Kubra Khademi présentant sa série « Giving Birth » en cours de réalisation.

Une autre série en cours (15 oeuvres de grand format) sera dévoilée en octobre 2021 dans le cadre de l’exposition « 1% marché de l’art » en soutien aux artistes dont la commissaire est Camille Morineau au Musée d’art moderne de la ville de Paris.
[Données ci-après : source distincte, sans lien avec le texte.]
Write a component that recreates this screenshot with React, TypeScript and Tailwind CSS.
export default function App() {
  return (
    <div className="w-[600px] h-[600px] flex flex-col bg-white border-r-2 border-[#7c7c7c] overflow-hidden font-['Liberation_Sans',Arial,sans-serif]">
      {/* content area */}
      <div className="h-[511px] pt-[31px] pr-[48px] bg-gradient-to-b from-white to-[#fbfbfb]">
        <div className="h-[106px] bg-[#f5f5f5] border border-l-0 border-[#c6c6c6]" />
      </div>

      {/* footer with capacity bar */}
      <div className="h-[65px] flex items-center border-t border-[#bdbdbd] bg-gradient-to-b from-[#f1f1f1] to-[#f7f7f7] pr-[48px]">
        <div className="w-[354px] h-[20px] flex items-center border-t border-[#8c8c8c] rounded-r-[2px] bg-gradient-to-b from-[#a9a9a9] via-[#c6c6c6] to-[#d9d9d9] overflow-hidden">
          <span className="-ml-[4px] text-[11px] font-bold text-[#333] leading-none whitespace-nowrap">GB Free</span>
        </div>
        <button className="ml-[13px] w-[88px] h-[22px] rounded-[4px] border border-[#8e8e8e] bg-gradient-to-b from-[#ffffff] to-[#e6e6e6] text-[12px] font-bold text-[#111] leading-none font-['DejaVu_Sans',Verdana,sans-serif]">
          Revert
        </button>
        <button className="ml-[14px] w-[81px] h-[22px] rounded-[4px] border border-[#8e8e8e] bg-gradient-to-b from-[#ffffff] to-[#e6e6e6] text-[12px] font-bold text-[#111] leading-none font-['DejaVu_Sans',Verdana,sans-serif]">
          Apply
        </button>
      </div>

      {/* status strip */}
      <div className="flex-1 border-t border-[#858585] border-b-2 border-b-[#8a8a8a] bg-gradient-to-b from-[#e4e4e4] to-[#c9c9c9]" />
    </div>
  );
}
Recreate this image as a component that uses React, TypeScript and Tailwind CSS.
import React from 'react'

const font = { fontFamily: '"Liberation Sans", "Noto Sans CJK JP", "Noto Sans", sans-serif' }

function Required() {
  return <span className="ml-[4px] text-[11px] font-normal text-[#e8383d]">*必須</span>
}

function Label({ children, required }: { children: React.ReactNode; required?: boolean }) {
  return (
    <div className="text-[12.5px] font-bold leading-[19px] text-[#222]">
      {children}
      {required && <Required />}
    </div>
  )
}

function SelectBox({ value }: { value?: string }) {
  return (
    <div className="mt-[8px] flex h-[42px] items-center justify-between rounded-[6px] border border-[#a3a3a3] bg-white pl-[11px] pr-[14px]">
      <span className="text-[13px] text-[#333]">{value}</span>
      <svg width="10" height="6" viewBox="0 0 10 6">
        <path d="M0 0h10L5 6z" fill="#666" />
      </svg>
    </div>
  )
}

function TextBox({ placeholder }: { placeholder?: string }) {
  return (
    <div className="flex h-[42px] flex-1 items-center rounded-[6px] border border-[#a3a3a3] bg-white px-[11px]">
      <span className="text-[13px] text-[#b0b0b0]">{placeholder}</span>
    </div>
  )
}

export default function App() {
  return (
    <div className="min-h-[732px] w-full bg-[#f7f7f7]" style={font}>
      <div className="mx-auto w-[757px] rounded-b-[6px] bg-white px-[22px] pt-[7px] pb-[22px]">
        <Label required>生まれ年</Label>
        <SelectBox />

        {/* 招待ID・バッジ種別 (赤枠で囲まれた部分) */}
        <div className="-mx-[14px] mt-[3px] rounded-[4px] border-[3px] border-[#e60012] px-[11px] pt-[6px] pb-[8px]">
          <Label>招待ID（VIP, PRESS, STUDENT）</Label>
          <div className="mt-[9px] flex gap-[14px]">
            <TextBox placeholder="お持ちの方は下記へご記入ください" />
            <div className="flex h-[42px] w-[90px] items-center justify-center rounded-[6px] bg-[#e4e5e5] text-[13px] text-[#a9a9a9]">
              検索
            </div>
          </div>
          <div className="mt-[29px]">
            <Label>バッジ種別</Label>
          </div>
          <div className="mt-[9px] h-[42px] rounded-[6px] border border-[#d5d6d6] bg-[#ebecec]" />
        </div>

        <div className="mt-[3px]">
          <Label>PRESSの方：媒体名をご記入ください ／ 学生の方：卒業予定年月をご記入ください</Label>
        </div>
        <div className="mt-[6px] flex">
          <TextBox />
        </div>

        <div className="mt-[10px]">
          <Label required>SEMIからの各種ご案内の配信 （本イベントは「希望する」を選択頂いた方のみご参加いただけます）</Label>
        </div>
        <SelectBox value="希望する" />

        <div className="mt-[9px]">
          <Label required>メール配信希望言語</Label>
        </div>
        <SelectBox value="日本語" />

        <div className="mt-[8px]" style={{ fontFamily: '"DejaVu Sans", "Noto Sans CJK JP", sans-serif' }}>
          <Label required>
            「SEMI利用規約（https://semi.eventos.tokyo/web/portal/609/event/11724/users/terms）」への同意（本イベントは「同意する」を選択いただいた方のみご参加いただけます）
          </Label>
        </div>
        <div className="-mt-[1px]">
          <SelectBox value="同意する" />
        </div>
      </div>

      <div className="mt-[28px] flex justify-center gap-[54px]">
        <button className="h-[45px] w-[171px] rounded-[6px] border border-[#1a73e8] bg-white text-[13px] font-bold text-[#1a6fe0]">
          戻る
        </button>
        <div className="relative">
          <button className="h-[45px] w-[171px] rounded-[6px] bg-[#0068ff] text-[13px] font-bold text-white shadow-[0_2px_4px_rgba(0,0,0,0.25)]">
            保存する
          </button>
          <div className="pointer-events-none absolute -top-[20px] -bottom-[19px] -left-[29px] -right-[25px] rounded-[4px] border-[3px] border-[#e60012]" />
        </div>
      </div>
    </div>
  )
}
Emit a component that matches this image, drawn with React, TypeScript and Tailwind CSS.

À la fin de l’exposition, Kubra Khademi détruira toutes ces œuvres dans une performance qu’elle explique : se sentant blessée d’être poursuivie pour ce qu’elle fait et représente, elle veut revendiquer ainsi son droit unique et absolu de garder le contrôle de ses œuvres.

Aujourd’hui, Kubra Khademi attend de pouvoir rejoindre New York pour une résidence de six mois à la Fondation Salomon (elle est lauréate 2020 du Salomon Foundation Residency Award), tout en ajoutant qu’elle reviendra vivre et travailler à Paris, une ville selon elle, très compétitive pour les artistes.

Le 25 juin 2021, son travail de restitution de résidence à la Fondation Fiminco présentera son projet conçu en collaboration avec son compagnon américain, une réflexion sur leur identité respective et la portée politique de leur couple.